* TASK DESCRIPTION:
Show all lines holding the string "styles".

---- INFORMATION SHOWN

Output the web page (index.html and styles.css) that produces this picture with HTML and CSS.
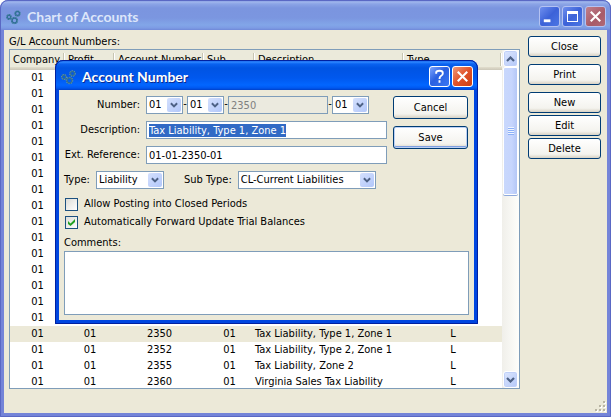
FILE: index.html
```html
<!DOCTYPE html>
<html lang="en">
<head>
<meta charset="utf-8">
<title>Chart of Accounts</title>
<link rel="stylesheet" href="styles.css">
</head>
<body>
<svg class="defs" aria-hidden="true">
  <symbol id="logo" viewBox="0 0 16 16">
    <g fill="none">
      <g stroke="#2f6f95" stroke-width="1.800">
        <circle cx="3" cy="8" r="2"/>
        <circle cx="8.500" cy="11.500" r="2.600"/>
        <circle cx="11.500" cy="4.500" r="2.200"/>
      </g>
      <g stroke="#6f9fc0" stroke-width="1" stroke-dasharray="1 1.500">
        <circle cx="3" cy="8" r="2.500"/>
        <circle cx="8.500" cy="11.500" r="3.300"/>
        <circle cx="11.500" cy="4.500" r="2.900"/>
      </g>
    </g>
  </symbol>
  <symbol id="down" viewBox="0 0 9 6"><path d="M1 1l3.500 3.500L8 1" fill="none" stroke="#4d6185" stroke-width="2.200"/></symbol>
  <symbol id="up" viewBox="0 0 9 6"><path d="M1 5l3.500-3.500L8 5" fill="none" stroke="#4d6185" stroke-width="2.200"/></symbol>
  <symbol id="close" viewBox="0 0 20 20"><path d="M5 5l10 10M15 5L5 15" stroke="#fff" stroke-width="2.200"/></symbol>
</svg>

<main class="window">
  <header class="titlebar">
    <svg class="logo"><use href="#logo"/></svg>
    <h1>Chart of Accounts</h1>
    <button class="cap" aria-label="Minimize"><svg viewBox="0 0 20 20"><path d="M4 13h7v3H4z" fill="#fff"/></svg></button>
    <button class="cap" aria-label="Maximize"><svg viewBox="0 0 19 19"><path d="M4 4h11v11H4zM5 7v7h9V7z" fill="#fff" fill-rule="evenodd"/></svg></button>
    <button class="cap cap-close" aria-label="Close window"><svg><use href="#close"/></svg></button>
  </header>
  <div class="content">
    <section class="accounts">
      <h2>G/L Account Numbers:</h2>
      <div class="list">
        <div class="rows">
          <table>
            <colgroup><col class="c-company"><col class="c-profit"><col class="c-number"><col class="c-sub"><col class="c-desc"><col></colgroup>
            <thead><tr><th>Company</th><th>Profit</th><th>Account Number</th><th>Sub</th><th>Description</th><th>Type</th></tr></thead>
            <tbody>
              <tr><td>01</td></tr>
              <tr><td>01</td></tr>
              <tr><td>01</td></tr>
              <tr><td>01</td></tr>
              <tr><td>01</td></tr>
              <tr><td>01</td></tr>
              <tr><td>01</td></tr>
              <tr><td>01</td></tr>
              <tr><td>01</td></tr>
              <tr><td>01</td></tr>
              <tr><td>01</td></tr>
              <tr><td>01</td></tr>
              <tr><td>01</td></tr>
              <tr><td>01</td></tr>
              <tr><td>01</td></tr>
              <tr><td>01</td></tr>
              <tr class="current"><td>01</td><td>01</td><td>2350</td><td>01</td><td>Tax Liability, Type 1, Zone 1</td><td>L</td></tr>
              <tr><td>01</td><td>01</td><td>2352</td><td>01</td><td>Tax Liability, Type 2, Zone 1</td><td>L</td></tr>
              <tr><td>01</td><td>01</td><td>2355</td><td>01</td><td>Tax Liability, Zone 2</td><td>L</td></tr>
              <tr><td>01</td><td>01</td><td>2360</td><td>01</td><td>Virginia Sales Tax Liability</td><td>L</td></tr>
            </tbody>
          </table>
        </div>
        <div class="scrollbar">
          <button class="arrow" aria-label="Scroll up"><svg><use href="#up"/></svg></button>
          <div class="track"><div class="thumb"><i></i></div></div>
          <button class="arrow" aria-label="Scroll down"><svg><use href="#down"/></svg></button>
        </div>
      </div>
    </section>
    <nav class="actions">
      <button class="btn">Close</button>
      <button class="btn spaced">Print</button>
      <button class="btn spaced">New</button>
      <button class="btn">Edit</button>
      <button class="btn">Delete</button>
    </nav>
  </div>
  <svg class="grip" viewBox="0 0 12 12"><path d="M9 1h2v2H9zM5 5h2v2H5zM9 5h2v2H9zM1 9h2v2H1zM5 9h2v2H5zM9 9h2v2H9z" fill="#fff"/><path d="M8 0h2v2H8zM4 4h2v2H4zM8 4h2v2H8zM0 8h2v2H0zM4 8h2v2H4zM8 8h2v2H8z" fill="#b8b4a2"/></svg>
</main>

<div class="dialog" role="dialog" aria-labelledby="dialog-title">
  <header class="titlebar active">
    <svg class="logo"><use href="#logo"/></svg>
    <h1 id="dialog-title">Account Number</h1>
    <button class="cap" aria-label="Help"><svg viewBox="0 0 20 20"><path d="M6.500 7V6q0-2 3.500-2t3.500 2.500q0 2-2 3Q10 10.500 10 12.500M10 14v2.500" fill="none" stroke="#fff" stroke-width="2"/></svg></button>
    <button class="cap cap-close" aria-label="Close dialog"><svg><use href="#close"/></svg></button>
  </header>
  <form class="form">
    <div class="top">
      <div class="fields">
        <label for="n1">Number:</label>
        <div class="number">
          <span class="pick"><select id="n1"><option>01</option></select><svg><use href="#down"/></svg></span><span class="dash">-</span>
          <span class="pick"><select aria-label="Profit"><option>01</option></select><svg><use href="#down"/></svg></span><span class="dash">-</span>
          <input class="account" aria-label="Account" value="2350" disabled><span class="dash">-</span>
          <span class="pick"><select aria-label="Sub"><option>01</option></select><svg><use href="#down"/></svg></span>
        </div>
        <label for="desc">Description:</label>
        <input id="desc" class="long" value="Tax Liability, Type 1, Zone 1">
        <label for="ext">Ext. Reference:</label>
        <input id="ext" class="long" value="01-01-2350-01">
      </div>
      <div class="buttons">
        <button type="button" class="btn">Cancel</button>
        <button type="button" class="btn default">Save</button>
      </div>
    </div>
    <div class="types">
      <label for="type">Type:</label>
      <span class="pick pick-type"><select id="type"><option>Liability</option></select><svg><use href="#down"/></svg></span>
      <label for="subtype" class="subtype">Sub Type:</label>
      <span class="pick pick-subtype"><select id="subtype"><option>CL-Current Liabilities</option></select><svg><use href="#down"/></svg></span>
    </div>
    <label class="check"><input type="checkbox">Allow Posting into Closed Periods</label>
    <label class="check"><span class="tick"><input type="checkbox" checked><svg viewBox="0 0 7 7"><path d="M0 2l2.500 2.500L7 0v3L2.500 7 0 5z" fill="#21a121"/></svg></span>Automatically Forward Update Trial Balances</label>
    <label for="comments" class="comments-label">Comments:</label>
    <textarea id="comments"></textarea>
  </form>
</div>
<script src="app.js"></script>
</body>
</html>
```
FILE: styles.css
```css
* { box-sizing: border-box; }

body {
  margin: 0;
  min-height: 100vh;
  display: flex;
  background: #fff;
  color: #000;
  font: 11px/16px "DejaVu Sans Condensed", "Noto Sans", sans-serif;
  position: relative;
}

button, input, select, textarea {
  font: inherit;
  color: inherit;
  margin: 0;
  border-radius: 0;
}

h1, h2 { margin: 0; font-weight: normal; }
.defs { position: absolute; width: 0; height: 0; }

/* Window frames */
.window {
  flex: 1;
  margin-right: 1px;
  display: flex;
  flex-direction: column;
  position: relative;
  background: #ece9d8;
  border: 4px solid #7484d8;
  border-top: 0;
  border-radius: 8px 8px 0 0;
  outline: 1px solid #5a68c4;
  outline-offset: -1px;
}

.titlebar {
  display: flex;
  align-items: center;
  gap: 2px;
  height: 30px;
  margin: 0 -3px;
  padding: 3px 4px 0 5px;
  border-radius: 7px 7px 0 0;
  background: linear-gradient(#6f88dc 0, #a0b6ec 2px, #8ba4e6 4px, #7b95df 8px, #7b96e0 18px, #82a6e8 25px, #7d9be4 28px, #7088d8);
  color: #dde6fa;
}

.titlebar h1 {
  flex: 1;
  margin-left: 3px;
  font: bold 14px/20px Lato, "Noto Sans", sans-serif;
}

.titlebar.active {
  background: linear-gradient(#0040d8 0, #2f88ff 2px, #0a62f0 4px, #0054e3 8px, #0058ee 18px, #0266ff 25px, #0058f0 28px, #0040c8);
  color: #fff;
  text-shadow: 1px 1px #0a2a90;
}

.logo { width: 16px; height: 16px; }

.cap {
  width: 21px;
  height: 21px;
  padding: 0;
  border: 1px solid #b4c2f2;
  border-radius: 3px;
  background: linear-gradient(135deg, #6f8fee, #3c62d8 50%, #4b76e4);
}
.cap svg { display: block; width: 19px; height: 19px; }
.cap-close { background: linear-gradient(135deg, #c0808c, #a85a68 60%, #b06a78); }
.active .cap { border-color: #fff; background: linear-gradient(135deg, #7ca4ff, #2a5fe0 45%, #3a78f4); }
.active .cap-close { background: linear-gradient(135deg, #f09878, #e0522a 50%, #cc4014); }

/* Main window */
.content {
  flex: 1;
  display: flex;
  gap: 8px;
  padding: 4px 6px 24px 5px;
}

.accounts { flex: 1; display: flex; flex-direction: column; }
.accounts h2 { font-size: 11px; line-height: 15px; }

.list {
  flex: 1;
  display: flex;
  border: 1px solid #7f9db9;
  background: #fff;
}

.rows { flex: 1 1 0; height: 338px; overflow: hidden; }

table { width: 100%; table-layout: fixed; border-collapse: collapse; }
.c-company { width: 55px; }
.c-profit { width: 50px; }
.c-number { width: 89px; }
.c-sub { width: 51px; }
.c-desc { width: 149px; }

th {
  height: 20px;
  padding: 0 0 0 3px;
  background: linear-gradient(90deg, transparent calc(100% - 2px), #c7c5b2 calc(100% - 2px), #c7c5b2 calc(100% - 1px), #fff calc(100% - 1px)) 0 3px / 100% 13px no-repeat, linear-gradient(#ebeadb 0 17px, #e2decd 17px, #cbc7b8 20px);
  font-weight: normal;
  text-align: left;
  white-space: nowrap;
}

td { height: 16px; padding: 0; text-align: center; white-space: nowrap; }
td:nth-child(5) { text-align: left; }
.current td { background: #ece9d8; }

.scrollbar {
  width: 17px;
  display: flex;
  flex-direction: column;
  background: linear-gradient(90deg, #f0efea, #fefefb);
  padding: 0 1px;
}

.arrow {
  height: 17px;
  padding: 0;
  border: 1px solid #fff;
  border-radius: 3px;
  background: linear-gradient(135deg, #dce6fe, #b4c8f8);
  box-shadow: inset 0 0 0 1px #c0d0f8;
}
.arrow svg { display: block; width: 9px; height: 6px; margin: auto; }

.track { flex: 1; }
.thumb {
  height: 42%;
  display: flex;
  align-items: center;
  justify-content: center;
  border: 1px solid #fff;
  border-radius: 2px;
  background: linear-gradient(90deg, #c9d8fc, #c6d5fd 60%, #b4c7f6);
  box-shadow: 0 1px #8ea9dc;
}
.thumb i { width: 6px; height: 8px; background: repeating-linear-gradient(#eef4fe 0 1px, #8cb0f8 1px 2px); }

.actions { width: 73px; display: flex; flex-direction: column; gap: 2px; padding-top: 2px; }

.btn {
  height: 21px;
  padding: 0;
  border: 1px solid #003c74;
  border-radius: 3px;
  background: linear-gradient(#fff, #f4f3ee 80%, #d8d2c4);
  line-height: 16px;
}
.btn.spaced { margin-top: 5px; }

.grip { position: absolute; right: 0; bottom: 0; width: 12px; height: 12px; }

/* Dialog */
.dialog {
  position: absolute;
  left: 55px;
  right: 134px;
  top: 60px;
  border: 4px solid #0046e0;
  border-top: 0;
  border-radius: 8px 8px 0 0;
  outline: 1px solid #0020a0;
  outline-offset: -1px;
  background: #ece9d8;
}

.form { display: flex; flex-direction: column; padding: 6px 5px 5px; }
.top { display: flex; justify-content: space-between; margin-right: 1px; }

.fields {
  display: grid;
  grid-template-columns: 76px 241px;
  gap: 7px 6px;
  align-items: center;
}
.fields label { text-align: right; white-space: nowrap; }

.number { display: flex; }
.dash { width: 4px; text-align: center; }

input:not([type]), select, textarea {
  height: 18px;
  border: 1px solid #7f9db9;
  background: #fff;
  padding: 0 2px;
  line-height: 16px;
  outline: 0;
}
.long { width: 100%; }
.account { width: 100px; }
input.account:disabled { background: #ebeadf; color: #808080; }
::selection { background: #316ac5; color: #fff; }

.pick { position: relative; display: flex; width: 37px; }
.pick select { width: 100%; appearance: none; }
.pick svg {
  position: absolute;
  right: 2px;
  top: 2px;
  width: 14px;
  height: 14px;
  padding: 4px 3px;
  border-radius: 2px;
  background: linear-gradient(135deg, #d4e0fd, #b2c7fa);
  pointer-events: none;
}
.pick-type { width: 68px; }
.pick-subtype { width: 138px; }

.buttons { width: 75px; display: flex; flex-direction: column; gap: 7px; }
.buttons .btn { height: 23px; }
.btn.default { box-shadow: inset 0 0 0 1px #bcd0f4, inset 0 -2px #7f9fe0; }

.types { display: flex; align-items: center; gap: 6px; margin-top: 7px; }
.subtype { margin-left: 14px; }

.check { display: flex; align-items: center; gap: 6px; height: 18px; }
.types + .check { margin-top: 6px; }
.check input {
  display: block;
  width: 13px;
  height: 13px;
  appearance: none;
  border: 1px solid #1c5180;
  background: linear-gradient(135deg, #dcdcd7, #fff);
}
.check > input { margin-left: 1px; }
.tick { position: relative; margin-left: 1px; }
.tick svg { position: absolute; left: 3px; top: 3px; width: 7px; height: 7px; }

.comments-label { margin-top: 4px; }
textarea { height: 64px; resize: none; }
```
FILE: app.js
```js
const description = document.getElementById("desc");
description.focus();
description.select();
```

--------

* FULL RESPONSE:
Output the web page (index.html and styles.css) that produces this picture with HTML and CSS.
<link rel="stylesheet" href="styles.css">
FILE: styles.css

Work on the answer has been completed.